◆ **The exercise**:
From the entries provided below, copy each line that contains the word "page".

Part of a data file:
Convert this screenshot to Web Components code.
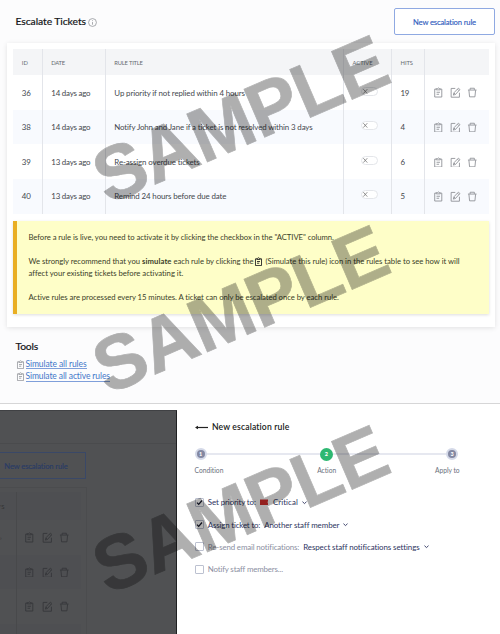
<!DOCTYPE html>
<html lang="en"><head><meta charset="utf-8"><title>Escalate Tickets</title>
<style>html,body{margin:0;padding:0}body{width:500px;height:634px;overflow:hidden;background:#fcfcfd;font-family:Lato,"Open Sans",sans-serif}</style></head>
<body><escalation-page></escalation-page>
<script>
const define=(name,html,init)=>customElements.define(name,class extends HTMLElement{
  connectedCallback(){ if(this.shadowRoot)return; const r=this.attachShadow({mode:'open'}); r.innerHTML=typeof html==='function'?html(this):html; if(init)init(this,r); }
});

// A single line of text whose tracking is adjusted to fill the width in "w".
define('fit-text','<style>:host{display:inline-block;white-space:nowrap}span{display:inline-block}</style><span><slot></slot></span>',(el,r)=>{
  const s=r.querySelector('span'),w=+el.getAttribute('w'),n=el.textContent.length;
  if(w&&n>1){ s.style.letterSpacing=((w-s.getBoundingClientRect().width)/n)+'px'; }
});

const icons={
  clip:'<path d="M3.2 2.2H1.8v8.3h7.4V2.2H7.8"/><path d="M3.4 3V1.7h1.2Q5.5 0 6.4 1.7h1.2V3z"/><path d="M3.7 5.5h3.6M3.7 7.6h2.7"/>',
  edit:'<path d="M5.5 1.5H1.2v9.2h8.7V6"/><path d="M3.5 8.5l.6-2.4L8.8 1.2l1.6 1.5-4.7 5.1zM7.8 2.3l1.5 1.5M4.2 6.3l1.4 1.4"/>',
  bin:'<path d="M1 3.2h9M3.3 3V1.3h4.4V3M2 3.4l.7 6.9h5.6L9 3.4"/>',
  info:'<circle cx="5.5" cy="5.5" r="4.8"/><path d="M5.5 5v3.2M5.5 2.8v1"/>',
  down:'<path d="M3 4.5l2.5 2.3L8 4.5"/>'
};
define('line-icon',el=>`<style>:host{display:inline-block;width:10.5px;height:10.5px;color:#8b8e93}svg{display:block;width:100%;height:100%}</style>
<svg viewBox="0 0 11 11" fill="none" stroke="currentColor" stroke-width="${el.getAttribute('weight')||.9}">${icons[el.getAttribute('name')]}</svg>`);

define('outline-button',`<style>:host{display:flex;align-items:center;justify-content:center;box-sizing:border-box;width:101px;height:27px;border:1px solid #8fa9e2;border-radius:2px;color:#3562c0;font-weight:500;font-size:7.6px;background:#fff;-webkit-text-stroke:.1px}</style><slot></slot>`);

define('toggle-switch',`<style>:host{display:block;box-sizing:border-box;width:17px;height:9px;border:1px solid #e4e6ea;border-radius:5px;background:#fff}svg{display:block;width:8px;height:7px}</style>
<svg viewBox="0 0 8 7" fill="none" stroke="#777" stroke-width=".8"><path d="M1.3 1.2l4 4.4M5.3 1.2l-4 4.4"/></svg>`);

define('rule-row',el=>{
 const a=n=>el.getAttribute(n), head=el.hasAttribute('head');
 const c=(n)=>a(n)?`<fit-text w="${a(n).split('|')[1]}">${a(n).split('|')[0]}</fit-text>`:'';
 return `<style>:host{display:grid;grid-template-columns:29.5px 63px 238px 48px 33px 1fr;height:34.67px;color:#44474d;font-size:7.9px}
 :host([head]){height:26px;background:#f4f5f7;font-size:5.8px;color:#666a70}:host([alt]){background:#f8fafe}
 div{box-sizing:border-box;display:flex;align-items:center;padding-left:8.8px;padding-top:${head?0:.4}px;border-right:1px solid #e3e5ea}
 div:last-child{border:0;gap:6.9px;padding-left:8.2px}.act{padding-left:${head?9:17.5}px;padding-bottom:${head?0:3}px}.hits{padding-left:9px}</style>
 <div>${c('n')}</div><div>${c('date')}</div><div>${c('rule')}</div><div class="act">${head?c('active'):'<toggle-switch></toggle-switch>'}</div><div class="hits">${c('hits')}</div>
 <div>${head?'':'<line-icon name="clip"></line-icon><line-icon name="edit"></line-icon><line-icon name="bin"></line-icon>'}</div>`});

define('note-box',`<style>:host{display:block;box-sizing:border-box;height:93px;margin-top:7px;border-left:4px solid #e9ae22;background:#fefec8;box-shadow:0 1px 3px #0002;padding:11.5px 0 0 11.5px;font-size:7.7px;line-height:11.9px;color:#3b4129}
 p{margin:0 0 11.9px;height:11.9px;white-space:nowrap}.two{height:23.8px}.ln{display:flex;height:11.9px;align-items:center}b{font-weight:700}line-icon{color:#222;width:9px;height:9px;margin:0 2.5px 0 .5px}fit-text{white-space:pre}</style>
 <p><fit-text w="305.5">Before a rule is live, you need to activate it by clicking the checkbox in the "ACTIVE" column.</fit-text></p>
 <p class="two"><span class="ln"><fit-text w="113.5">We strongly recommend that you </fit-text><b><fit-text w="29.5">simulate</fit-text></b><fit-text w="82"> each rule by clicking the</fit-text><line-icon name="clip" weight="1.1"></line-icon><fit-text w="194">(Simulate this rule) icon in the rules table to see how it will</fit-text></span>
 <span class="ln"><fit-text w="155">affect your existing tickets before activating it.</fit-text></span></p>
 <p><fit-text w="310.5">Active rules are processed every 15 minutes. A ticket can only be escalated once by each rule.</fit-text></p>`);

define('tickets-view',`<style>:host{display:flow-root;height:403px;box-sizing:content-box;border-bottom:1px solid #d6d6d7;background:#fcfcfd}
 header{display:flex;height:43px;box-sizing:border-box;padding:8px 5px 0 15.5px;justify-content:space-between}
 h1,h2{font-size:10.3px;font-weight:500;margin:0;color:#17191c;-webkit-text-stroke:.15px}h1{display:flex;align-items:center;height:26px}h1 line-icon{width:9px;height:9px;margin:2px 0 0 2px}
 .card{margin:0 5.5px 0 7px;padding:6px;height:284px;box-sizing:border-box;background:#fff;box-shadow:0 1px 5px #0000001c}
 .tools{padding:12px 0 0 15.5px}h2{line-height:14px;margin-bottom:5px}.tools div{display:flex;align-items:center;height:12.4px}.tools line-icon{width:9px;height:9px;margin-right:1px}
 a{color:#4376c9;font-size:8.5px;line-height:10px;border-bottom:1px solid #7f9fda;height:9.5px;display:block}</style>
 <header><h1><fit-text w="70.5">Escalate Tickets</fit-text><line-icon name="info"></line-icon></h1><outline-button><fit-text w="63">New escalation rule</fit-text></outline-button></header>
 <div class="card"><rule-row head n="ID|6" date="DATE|13.5" rule="RULE TITLE|28.5" active="ACTIVE|20" hits="HITS|12.5"></rule-row>
 <rule-row n="36|9" date="14 days ago|39" rule="Up priority if not replied within 4 hours|130.5" hits="19|8.5"></rule-row>
 <rule-row alt n="38|9" date="14 days ago|39" rule="Notify John and Jane if a ticket is not resolved within 3 days|198.5" hits="4|4.5"></rule-row>
 <rule-row n="39|9" date="13 days ago|39" rule="Re-assign overdue tickets|85.5" hits="6|4.5"></rule-row>
 <rule-row alt n="40|9" date="13 days ago|39" rule="Remind 24 hours before due date|112" hits="5|4.5"></rule-row>
 <note-box></note-box></div>
 <section class="tools"><h2><fit-text w="22.5">Tools</fit-text></h2><div><line-icon name="clip"></line-icon><a><fit-text w="61">Simulate all rules</fit-text></a></div><div><line-icon name="clip"></line-icon><a><fit-text w="84.5">Simulate all active rules</fit-text></a></div></section>`);

define('dimmed-backdrop',`<style>:host{display:block;width:177px;height:224px;background:#505153;box-sizing:border-box;border-right:1px solid #1f2022;border-top:1px solid #404144;overflow:hidden}
 .bar{height:33px;box-sizing:border-box;border-bottom:1px solid #4a4b4d}
 outline-button{background:none;width:86px;margin-top:8px;border-color:#3a4867;border-left:0;border-radius:0;color:#2a3c66;padding-right:13px}
 .table{margin-top:8px;width:87px;height:154px;border:solid #4b4c4e;border-width:1px 1px 0 0;box-sizing:border-box;padding-top:4px}
 .row{display:grid;grid-template-columns:16.5px 1fr;height:34.67px;width:81px}.row.h{height:28px;background:#4d4e51}.row:nth-child(odd){background:#4e4f52}
 .row>div{display:flex;align-items:center;border-right:1px solid #48494b;font-size:6px;color:#333}.row>div:last-child{border:0;padding-left:7.7px;gap:6.9px;align-items:center}line-icon{color:#353639}</style>
 <div class="bar"></div><outline-button><fit-text w="63.5">New escalation rule</fit-text></outline-button>
 <div class="table"><div class="row h"><div>'S</div><div></div></div></div>`,(el,r)=>{
  const t=r.querySelector('.table');
  for(let i=0;i<4;i++){const d=document.createElement('div');d.className='row';d.innerHTML=`<div>${i?'':'›'}</div><div>${i<3?'<line-icon name="clip"></line-icon><line-icon name="edit"></line-icon><line-icon name="bin"></line-icon>':''}</div>`;t.append(d);}
 });

define('step-dot',el=>`<style>:host{display:flex;box-sizing:border-box;width:12px;height:12px;border:2px solid #d4d9e8;border-radius:50%;background:#8388a2;color:#fff;align-items:center;justify-content:center;font-size:5.5px;font-weight:900}
 :host([current]){width:13px;height:13px;background:#2eb872;border-color:#2eb872}</style><slot></slot>`);

define('check-line',el=>`<style>:host{display:flex;align-items:center;height:14px;color:#2d335e;font-size:7.9px}
 i{box-sizing:border-box;width:9px;height:9px;border:1px solid #bcc1d0;border-radius:1px;margin-right:4.3px;background:#fff}
 svg{display:block;width:7px;height:7px}:host([off]) .l{color:#8b8fa2}line-icon{color:#2d335e;width:9px;height:9px;margin-left:2px}.flag{width:8.5px;height:6.5px;margin:0 5px 0 -.3px}.v{display:flex;align-items:center;margin-left:4px}</style>
 <i>${el.hasAttribute('off')?'':'<svg viewBox="0 0 7 7" fill="none" stroke="#15182b" stroke-width="1.3"><path d="M1 3.6L2.7 5.4 6 1.5"/></svg>'}</i><span class="l"><fit-text w="${el.getAttribute('lw')}">${el.getAttribute('label')}</fit-text></span>
 ${el.hasAttribute('value')?`<span class="v">${el.hasAttribute('flag')?'<svg class="flag" viewBox="0 0 9 6"><path d="M0 0H9L8 3 9 6H0Z" fill="#d8302e"/></svg>':''}<fit-text w="${el.getAttribute('vw')}">${el.getAttribute('value')}</fit-text><line-icon name="down" weight="1.1"></line-icon></span>`:''}`);

define('rule-drawer',`<style>:host{display:block;box-sizing:border-box;height:224px;padding:11px 0 0 17.5px;flex:1;background:#fff}
 h3{display:flex;align-items:center;height:12px;margin:0;font-size:8.6px;font-weight:600;color:#191b20}h3 svg{width:13px;height:5px;margin-right:4.5px}
 .steps{display:flex;align-items:center;height:14px;width:263.5px;margin-top:14px}.steps span{flex:1;height:1.5px;background:#e6e8f0}
 .names{display:flex;width:265px;margin-top:3.7px;font-size:6.7px;line-height:10px;color:#6a6f7c}.names fit-text:nth-child(2){margin-left:93.8px}.names fit-text:last-child{margin-left:auto}
 .checks{display:grid;gap:8.2px;padding-top:20.8px}</style>
 <h3><svg viewBox="0 0 13 5"><path d="M1 2.5H13" stroke="#222" stroke-width="1.2"/><path d="M0 2.5L3 .7V4.3z" fill="#222"/></svg><fit-text w="77.5">New escalation rule</fit-text></h3>
 <div class="steps"><step-dot>1</step-dot><span></span><step-dot current>2</step-dot><span></span><step-dot>3</step-dot></div>
 <div class="names"><fit-text w="29">Condition</fit-text><fit-text w="19">Action</fit-text><fit-text w="24.5">Apply to</fit-text></div>
 <div class="checks"><check-line label="Set priority to:" lw="48" value="Critical" vw="25" flag></check-line><check-line label="Assign ticket to:" lw="52.5" value="Another staff member" vw="75"></check-line>
 <check-line off label="Re-send email notifications:" lw="91.5" value="Respect staff notifications settings" vw="116"></check-line><check-line off label="Notify staff members..." lw="75"></check-line></div>`);

// Rotated translucent stamp repeated down the page.
define('sample-stamp',`<style>:host{position:absolute;inset:0;pointer-events:none}svg{display:block;opacity:.31}text{font:bold 76px "Liberation Sans",Arial,sans-serif;fill:#000;stroke:#000;stroke-width:.7px}</style>
 <svg width="500" height="634">${[0,190,390].map(y=>`<text transform="translate(107.6 ${205+y}) rotate(-23.35)" textLength="312" lengthAdjust="spacing">SAMPLE</text>`).join('')}</svg>`);

define('escalation-page',`<style>:host{display:block;position:relative;width:500px;height:634px;overflow:hidden;background:#fff}.lower{display:flex;margin-top:6px}</style>
 <tickets-view></tickets-view><div class="lower"><dimmed-backdrop></dimmed-backdrop><rule-drawer></rule-drawer></div><sample-stamp></sample-stamp>`);
</script></body></html>
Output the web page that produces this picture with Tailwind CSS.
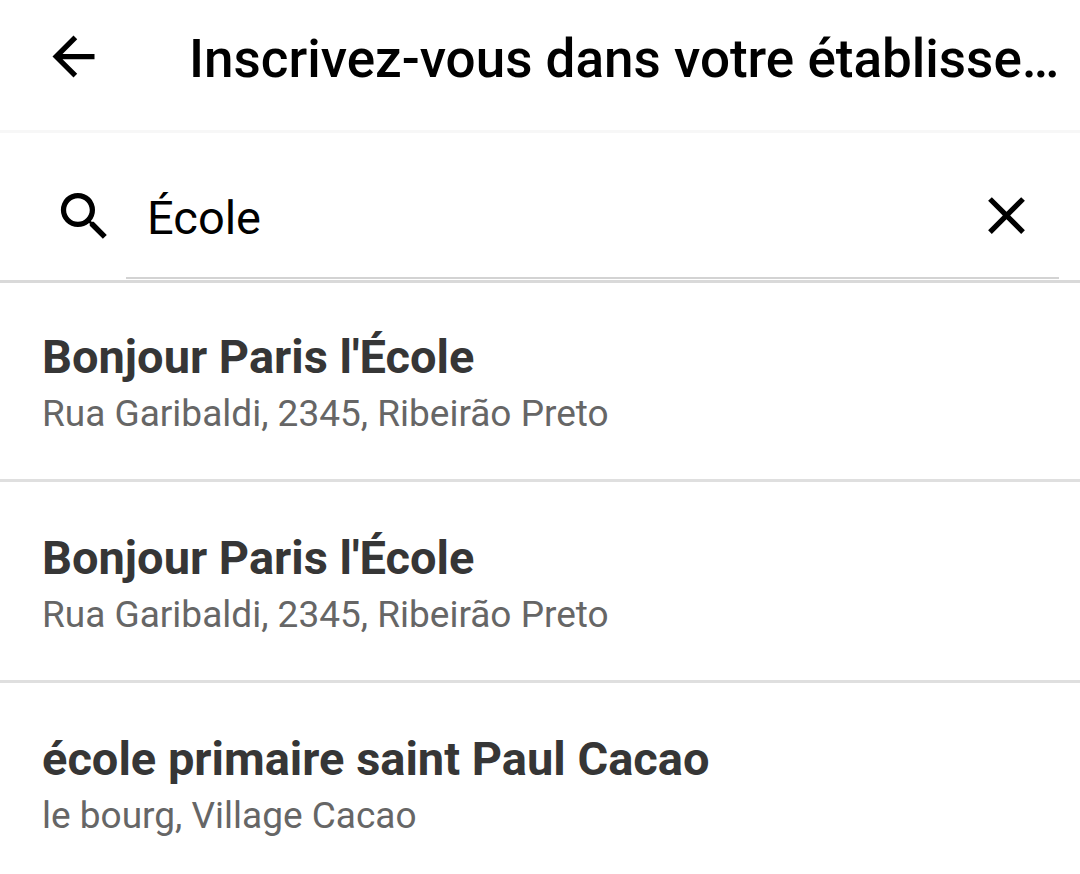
<!DOCTYPE html>
<html lang="fr">

<head>
	<meta charset="UTF-8" />
	<meta name="viewport" content="width=device-width, initial-scale=1" />
	<script src="https://cdn.jsdelivr.net/npm/@tailwindcss/browser@4"></script>
	<title>Inscrivez-vous dans votre établissement</title>
</head>

<body class="bg-white text-black font-[Roboto,sans-serif]">
	<header class="flex items-center pt-[17px] pl-[42px] pb-[35px] border-b-3 border-[#f7f7f7]">
		<button type="button" aria-label="Retour" class="shrink-0 mr-[84px]">
			<svg class="block w-[63px] h-[63px]" viewBox="0 0 24 24" fill="currentColor">
				<path d="M20 11H7.830l5.590-5.590L12 4l-8 8 8 8 1.410-1.410L7.830 13H20v-2z" />
			</svg>
		</button>
		<h1 class="pt-[6px] text-[53px] leading-[72px] font-medium whitespace-nowrap">Inscrivez-vous dans votre établisse…</h1>
	</header>

	<!-- Recherche -->
	<form class="flex items-center pl-[53px] pr-[21px] pb-px border-b-3 border-[#d9d9d9]" onsubmit="return false;">
		<label for="search" aria-label="Rechercher" class="shrink-0 pt-[21px] mr-[10px]">
			<svg class="block w-[63px] h-[63px]" viewBox="0 0 24 24" fill="currentColor">
				<path d="M15.500 14h-.790l-.280-.270A6.471 6.471 0 0 0 16 9.500 6.500 6.500 0 1 0 9.500 16c1.610 0 3.090-.590 4.230-1.570l.270.280v.790l5 4.990L20.490 19l-4.990-5zm-6 0C7.010 14 5 11.990 5 9.500S7.010 5 9.500 5 14 7.010 14 9.500 11.990 14 9.500 14z" />
			</svg>
		</label>
		<div class="flex flex-1 items-center pt-[51px] pb-[30px] border-b-2 border-[#d3d3d3] px-[21px]">
			<input id="search" name="search" type="text" value="École"
				class="flex-1 min-w-0 pt-1 text-[47px] leading-[56px] focus:outline-none" />
			<button type="button" aria-label="Effacer" class="shrink-0">
				<svg class="block w-[63px] h-[63px]" viewBox="0 0 24 24" fill="currentColor">
					<path d="M19 6.410L17.590 5 12 10.590 6.410 5 5 6.410 10.590 12 5 17.590 6.410 19 12 13.410 17.590 19 19 17.590 13.410 12z" />
				</svg>
			</button>
		</div>
	</form>

	<!-- Liste des établissements -->
	<ul class="divide-y-3 divide-[#dfdfdf]">
		<li class="px-[42px] pt-[42px] pb-[40px]">
			<h2 class="text-[47px] leading-[64px] font-bold text-[#363636]">Bonjour Paris l'École</h2>
			<p class="text-[37px] leading-[50px] text-[#666]">Rua Garibaldi, 2345, Ribeirão Preto</p>
		</li>
		<li class="px-[42px] pt-[44px] pb-[40px]">
			<h2 class="text-[47px] leading-[64px] font-bold text-[#363636]">Bonjour Paris l'École</h2>
			<p class="text-[37px] leading-[50px] text-[#666]">Rua Garibaldi, 2345, Ribeirão Preto</p>
		</li>
		<li class="px-[42px] pt-[44px]">
			<h2 class="text-[47px] leading-[64px] font-bold text-[#363636]">école primaire saint Paul Cacao</h2>
			<p class="text-[37px] leading-[50px] text-[#666]">le bourg, Village Cacao</p>
		</li>
	</ul>
</body>

</html>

◆ **Problem solution**:
<body><escalation-page></escalation-page>
// Rotated translucent stamp repeated down the page.
define('escalation-page',`<style>:host{display:block;position:relative;width:500px;height:634px;overflow:hidden;background:#fff}.lower{display:flex;margin-top:6px}</style>
Output the web page that produces this picture with Tailwind CSS.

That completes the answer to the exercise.